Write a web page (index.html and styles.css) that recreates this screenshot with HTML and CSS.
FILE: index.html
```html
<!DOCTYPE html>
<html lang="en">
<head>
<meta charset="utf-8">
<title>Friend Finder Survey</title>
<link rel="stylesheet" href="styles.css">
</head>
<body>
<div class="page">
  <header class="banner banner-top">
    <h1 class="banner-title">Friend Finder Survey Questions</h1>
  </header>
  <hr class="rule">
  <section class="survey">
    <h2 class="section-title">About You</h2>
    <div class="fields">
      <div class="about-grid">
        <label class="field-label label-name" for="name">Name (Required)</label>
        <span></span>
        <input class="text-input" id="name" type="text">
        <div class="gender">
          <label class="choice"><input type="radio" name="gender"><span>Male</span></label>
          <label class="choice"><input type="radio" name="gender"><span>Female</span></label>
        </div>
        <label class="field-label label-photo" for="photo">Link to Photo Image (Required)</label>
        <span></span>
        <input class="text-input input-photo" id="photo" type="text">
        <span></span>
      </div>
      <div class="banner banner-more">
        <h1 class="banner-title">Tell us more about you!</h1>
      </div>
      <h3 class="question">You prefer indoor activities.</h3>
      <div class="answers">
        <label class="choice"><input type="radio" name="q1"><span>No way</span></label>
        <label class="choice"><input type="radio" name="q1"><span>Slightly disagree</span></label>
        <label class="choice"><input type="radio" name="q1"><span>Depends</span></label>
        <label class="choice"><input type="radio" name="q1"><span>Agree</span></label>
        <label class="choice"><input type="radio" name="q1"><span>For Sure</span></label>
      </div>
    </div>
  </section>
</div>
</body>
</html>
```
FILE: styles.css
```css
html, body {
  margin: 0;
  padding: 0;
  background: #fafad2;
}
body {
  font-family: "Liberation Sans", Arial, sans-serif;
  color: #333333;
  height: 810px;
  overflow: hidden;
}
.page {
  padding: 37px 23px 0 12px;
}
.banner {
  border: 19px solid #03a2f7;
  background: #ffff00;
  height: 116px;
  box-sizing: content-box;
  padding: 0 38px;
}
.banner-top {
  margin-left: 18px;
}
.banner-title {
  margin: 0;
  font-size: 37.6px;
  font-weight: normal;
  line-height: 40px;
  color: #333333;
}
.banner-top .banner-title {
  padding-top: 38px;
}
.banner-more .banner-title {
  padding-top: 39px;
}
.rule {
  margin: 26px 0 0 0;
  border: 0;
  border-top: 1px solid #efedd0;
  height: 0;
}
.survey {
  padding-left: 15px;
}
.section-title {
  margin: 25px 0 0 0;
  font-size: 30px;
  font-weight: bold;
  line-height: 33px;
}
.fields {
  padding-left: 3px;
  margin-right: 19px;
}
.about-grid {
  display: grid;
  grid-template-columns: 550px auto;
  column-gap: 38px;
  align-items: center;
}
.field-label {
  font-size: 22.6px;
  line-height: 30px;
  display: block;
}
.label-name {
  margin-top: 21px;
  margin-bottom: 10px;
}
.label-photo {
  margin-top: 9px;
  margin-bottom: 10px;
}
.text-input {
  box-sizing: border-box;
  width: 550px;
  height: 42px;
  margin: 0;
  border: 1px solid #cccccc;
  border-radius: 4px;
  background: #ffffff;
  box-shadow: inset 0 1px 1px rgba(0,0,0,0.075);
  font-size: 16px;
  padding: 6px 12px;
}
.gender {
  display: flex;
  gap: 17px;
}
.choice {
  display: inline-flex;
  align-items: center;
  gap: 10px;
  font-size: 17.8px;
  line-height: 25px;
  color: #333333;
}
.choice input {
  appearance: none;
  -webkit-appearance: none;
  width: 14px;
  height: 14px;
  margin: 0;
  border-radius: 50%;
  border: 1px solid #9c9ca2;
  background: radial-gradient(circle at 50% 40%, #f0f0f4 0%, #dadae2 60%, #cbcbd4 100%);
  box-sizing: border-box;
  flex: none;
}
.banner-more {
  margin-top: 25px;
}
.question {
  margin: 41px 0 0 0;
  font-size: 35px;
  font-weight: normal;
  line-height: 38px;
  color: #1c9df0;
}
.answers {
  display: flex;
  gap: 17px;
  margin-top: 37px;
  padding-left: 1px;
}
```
------------------------------------
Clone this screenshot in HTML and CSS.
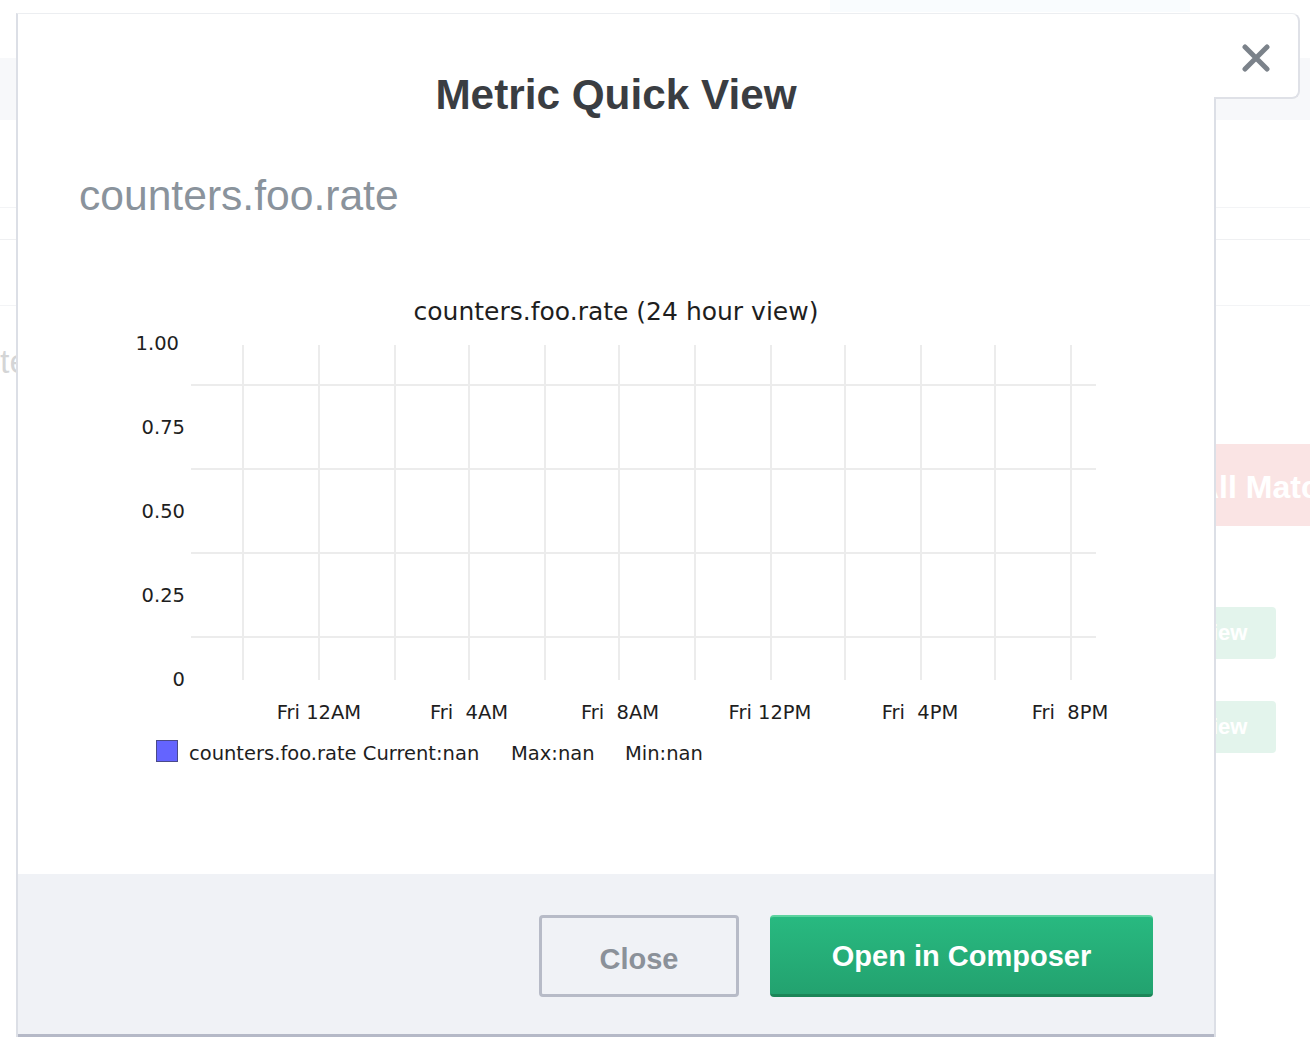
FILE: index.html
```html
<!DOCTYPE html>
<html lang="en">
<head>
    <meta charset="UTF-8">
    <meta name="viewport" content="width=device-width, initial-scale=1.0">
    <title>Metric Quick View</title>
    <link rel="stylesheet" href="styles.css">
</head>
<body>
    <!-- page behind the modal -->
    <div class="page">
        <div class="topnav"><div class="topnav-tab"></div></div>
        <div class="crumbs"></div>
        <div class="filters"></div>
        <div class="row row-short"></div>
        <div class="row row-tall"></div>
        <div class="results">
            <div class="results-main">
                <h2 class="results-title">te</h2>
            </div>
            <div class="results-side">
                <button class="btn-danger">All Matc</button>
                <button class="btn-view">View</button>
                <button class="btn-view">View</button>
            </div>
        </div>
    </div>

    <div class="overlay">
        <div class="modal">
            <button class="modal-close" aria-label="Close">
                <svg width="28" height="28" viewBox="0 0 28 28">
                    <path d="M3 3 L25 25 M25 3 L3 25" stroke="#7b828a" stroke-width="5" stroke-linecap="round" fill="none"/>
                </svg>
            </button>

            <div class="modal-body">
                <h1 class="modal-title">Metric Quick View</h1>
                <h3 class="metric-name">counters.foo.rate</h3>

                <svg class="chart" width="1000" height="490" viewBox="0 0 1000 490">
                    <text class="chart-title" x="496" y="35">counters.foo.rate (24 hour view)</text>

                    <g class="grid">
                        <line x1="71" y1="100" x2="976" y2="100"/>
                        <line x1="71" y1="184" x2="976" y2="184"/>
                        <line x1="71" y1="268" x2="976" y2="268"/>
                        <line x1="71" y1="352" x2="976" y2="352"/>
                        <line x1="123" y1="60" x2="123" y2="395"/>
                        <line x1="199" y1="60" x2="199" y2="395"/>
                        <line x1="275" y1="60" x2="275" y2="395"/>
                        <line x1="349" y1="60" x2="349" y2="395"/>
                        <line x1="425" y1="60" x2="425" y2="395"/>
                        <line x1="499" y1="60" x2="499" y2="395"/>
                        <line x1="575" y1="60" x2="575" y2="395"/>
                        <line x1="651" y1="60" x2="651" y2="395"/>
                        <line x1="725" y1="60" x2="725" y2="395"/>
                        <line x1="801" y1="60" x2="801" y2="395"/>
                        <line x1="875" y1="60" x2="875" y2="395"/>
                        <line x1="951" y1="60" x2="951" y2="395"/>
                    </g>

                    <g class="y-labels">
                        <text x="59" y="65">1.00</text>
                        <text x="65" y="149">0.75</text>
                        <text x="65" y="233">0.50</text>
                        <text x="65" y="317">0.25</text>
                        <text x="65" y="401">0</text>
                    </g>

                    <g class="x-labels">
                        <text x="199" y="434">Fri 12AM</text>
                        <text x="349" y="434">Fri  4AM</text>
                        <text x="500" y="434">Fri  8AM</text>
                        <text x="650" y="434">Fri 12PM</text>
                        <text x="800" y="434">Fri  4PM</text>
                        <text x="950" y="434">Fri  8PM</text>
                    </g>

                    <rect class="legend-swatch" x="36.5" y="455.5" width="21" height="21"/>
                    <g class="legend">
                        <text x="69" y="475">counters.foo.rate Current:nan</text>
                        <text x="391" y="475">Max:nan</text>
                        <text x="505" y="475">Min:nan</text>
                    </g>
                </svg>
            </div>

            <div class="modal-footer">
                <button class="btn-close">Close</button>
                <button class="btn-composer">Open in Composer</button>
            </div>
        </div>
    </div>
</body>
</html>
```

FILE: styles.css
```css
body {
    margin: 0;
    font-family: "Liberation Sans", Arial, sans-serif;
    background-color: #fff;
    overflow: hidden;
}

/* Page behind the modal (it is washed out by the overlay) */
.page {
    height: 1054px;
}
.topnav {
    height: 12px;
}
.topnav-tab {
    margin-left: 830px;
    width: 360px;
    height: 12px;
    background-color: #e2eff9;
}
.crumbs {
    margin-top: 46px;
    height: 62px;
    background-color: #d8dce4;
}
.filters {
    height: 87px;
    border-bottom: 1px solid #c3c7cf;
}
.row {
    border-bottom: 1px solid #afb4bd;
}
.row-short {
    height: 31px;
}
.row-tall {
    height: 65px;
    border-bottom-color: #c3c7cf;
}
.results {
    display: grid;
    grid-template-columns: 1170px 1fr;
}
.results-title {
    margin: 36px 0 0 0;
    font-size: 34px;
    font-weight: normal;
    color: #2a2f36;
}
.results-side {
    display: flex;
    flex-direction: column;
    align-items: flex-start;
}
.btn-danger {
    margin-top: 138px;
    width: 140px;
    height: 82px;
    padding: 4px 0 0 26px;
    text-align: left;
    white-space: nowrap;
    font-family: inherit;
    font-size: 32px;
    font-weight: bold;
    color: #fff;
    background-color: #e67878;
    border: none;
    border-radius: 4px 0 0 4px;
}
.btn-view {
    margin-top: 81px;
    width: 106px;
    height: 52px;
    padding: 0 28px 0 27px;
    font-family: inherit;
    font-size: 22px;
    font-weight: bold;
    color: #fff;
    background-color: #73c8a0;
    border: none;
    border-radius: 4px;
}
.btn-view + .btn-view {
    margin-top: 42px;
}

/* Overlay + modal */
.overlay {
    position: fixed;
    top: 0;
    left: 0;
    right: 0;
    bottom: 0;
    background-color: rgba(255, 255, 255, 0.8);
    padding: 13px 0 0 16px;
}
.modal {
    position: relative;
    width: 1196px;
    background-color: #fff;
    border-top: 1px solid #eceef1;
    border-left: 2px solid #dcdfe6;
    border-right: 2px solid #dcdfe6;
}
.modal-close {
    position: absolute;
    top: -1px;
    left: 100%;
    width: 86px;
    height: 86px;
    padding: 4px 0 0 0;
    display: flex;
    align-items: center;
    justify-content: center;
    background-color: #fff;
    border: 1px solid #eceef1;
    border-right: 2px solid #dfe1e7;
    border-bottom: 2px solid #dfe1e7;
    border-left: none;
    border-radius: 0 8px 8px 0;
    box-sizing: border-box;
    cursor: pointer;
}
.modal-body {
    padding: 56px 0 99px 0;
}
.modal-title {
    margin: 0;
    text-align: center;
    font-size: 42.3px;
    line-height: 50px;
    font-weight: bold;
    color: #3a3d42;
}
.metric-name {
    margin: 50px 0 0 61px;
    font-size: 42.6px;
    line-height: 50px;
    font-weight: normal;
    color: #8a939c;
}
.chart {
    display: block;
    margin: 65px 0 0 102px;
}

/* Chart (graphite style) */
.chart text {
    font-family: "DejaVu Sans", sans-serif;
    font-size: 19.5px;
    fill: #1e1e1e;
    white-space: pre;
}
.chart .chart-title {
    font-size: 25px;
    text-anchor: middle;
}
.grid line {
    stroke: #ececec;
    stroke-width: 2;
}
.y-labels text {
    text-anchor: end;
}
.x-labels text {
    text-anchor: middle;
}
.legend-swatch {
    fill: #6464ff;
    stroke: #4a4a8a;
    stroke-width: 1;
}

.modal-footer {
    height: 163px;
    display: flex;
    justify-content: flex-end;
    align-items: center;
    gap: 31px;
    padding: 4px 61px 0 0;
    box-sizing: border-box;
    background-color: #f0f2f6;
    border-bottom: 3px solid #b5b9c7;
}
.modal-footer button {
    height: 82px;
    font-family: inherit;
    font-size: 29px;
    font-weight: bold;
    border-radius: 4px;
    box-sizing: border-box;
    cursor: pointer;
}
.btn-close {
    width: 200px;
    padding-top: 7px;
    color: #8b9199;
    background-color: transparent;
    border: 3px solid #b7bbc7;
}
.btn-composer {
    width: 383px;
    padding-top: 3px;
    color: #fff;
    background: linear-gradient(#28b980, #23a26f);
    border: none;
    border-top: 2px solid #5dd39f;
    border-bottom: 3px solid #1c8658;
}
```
------------------------------------
Find and copy each line above that includes the string "screenshot".

Write a web page (index.html and styles.css) that recreates this screenshot with HTML and CSS.
Clone this screenshot in HTML and CSS.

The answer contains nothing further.